C++ Logo

std-proposals

Advanced search

[std-proposals] Formatting code points to character names

From: Jan Schultke <janschultke_at_[hidden]>
Date: Fri, 23 May 2025 07:26:46 +0200
I think it would be useful if you were able to std::format a char32_t to
its character name. That is:

char32_t c = U'\N{NO-BREAK SPACE}';
std::string s = std::format("{?????}", c);
// s is now "NO-BREAK SPACE"

Software that deals with Unicode frequently has to print out its text
input, possibly for the purpose of error messages, logging, and all sorts
of things.

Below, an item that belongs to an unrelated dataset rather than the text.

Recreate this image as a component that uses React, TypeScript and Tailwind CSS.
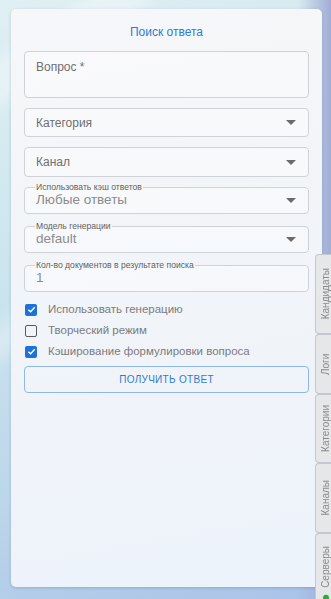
import React from "react";

const font = { fontFamily: "'Liberation Sans', Arial, sans-serif" };

function Arrow() {
  return (
    <svg width="10" height="5" viewBox="0 0 10 5" className="shrink-0">
      <path d="M0 0 L10 0 L5 5 Z" fill="#6b6b6b" />
    </svg>
  );
}

function SelectBox({ text, h = "h-[29px]" }: { text: string; h?: string }) {
  return (
    <div className={`flex ${h} items-center justify-between rounded-[4px] border border-[#cfd3d8] bg-white/40 pl-[11px] pr-[12px]`}>
      <span className="text-[12px] text-[#6f6f6f]">{text}</span>
      <Arrow />
    </div>
  );
}

function Outlined({ label, value, arrow }: { label: string; value: string; arrow?: boolean }) {
  return (
    <fieldset className="flex h-[32px] items-center justify-between rounded-[4px] border border-[#cfd3d8] bg-white/40 pl-[11px] pr-[12px] -mt-[5px]">
      <legend className="ml-[-1px] px-[1px] text-[8.6px] leading-[10px] text-[#5f5f5f]">{label}</legend>
      <span className="-mt-[4px] text-[13.5px] text-[#8c8c8c]">{value}</span>
      {arrow && (
        <span className="-mt-[4px]">
          <Arrow />
        </span>
      )}
    </fieldset>
  );
}

function Check({ checked, label }: { checked: boolean; label: string }) {
  return (
    <div className="flex h-[21px] items-center">
      {checked ? (
        <span className="ml-[1px] flex h-[12px] w-[12px] items-center justify-center rounded-[2px] bg-[#1d72d6]">
          <svg width="9" height="9" viewBox="0 0 10 10">
            <path d="M1.5 5.2 L4 7.5 L8.6 2.6" stroke="white" strokeWidth="1.6" fill="none" />
          </svg>
        </span>
      ) : (
        <span className="ml-[1px] h-[12px] w-[12px] rounded-[2px] border-[1.5px] border-[#5a5a5a]" />
      )}
      <span className="ml-[11px] text-[11.5px] text-[#7c7c7c]">{label}</span>
    </div>
  );
}

function Tab({ h, children }: { h: string; children: React.ReactNode }) {
  return (
    <div className={`${h} flex w-[30px] items-center justify-start rounded-l-[4px] border border-r-0 border-[#c4c7cd] bg-[#e6e7e9] pl-[4px]`}>
      <div className="rotate-180 text-[10px] leading-[11px] text-[#8a8a8a] [writing-mode:vertical-rl] text-center">
        {children}
      </div>
    </div>
  );
}

export default function App() {
  return (
    <div
      style={font}
      className="relative h-[599px] w-[331px] overflow-hidden bg-[linear-gradient(160deg,#e0eff3_0%,#cde6ee_35%,#bcd6ea_70%,#a9c2e8_100%)]"
    >
      <div className="pointer-events-none absolute inset-0 bg-[linear-gradient(90deg,transparent_0%,transparent_90%,#a2acd6_100%)]" />
      <div className="pointer-events-none absolute -left-[40px] top-[20px] h-[40px] w-[200px] -rotate-[35deg] bg-white/30 blur-[6px]" />
      <div className="pointer-events-none absolute -left-[60px] top-[300px] h-[30px] w-[200px] -rotate-[35deg] bg-white/30 blur-[8px]" />
      <div className="relative pl-[11px] pt-[9px]">
        <div className="flex h-[578px] w-[311px] flex-col rounded-[5px] bg-[linear-gradient(170deg,#f6f7f9_0%,#f1f4f8_50%,#edf3fb_100%)] px-[13px] shadow-[0_1px_3px_rgba(60,80,120,0.25)]">
          <div className="pt-[15px] text-center text-[12px] leading-[16px] text-[#2f7bd2]">Поиск ответа</div>
          <div className="mt-[11px] h-[47px] rounded-[4px] border border-[#cfd3d8] bg-white/40 px-[11px] pt-[8px] text-[12px] leading-[15px] text-[#6f6f6f]">
            Вопрос *
          </div>
          <div className="mt-[10px]">
            <SelectBox text="Категория" h="h-[29px]" />
          </div>
          <div className="mt-[10px]">
            <SelectBox text="Канал" h="h-[30px]" />
          </div>
          <div className="mt-[10px]">
            <Outlined label="Использовать кэш ответов" value="Любые ответы" arrow />
          </div>
          <div className="mt-[12px]">
            <Outlined label="Модель генерации" value="default" arrow />
          </div>
          <div className="mt-[12px]">
            <Outlined label="Кол-во документов в результате поиска" value="1" />
          </div>
          <div className="mt-[7px] flex flex-col">
            <Check checked label="Использовать генерацию" />
            <Check checked={false} label="Творческий режим" />
            <Check checked label="Кэширование формулировки вопроса" />
          </div>
          <div className="mt-[4px] flex h-[27px] items-center justify-center rounded-[4px] border border-[#8fb8ea] text-[10px] tracking-[0.3px] text-[#2f7bd2]">
            ПОЛУЧИТЬ ОТВЕТ
          </div>
        </div>
      </div>
      <div className="absolute left-[315px] top-[254px] flex flex-col">
        <Tab h="h-[80px]">Кандидаты</Tab>
        <Tab h="h-[60px]">
          Логи
          <br />
          обработки
        </Tab>
        <Tab h="h-[69px]">Категории</Tab>
        <Tab h="h-[70px]">Каналы</Tab>
        <Tab h="h-[80px]">
          <span className="mb-[4px] inline-block h-[6px] w-[6px] rounded-full bg-[#2eaa3a]" /> Серверы
        </Tab>
      </div>
    </div>
  );
}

When encountering a code point that is non-ASCII, there is a
decent chance that it won't be displayed properly because the font is
missing the necessary glyphs, or because the character has no visual
representation (e.g. ZERO-WIDTH JOINER)

To cover that eventuality, software often prints out the "U+NNNN"
representation of code points, but this is very difficult for humans to
comprehend, and unless you happen know the specific code point number (very
few people do), you will have to look it up on the internet to comprehend
what's going on. This is a waste of productivity.

Therefore, I think the ability to print out code point names is something
universally useful and a good fit for standardization.

Is this feasible? I know very little about std::format, so I'm not sure if
one could even retroactively add such a formatting option to char32_t.

Received on 2025-05-23 05:27:01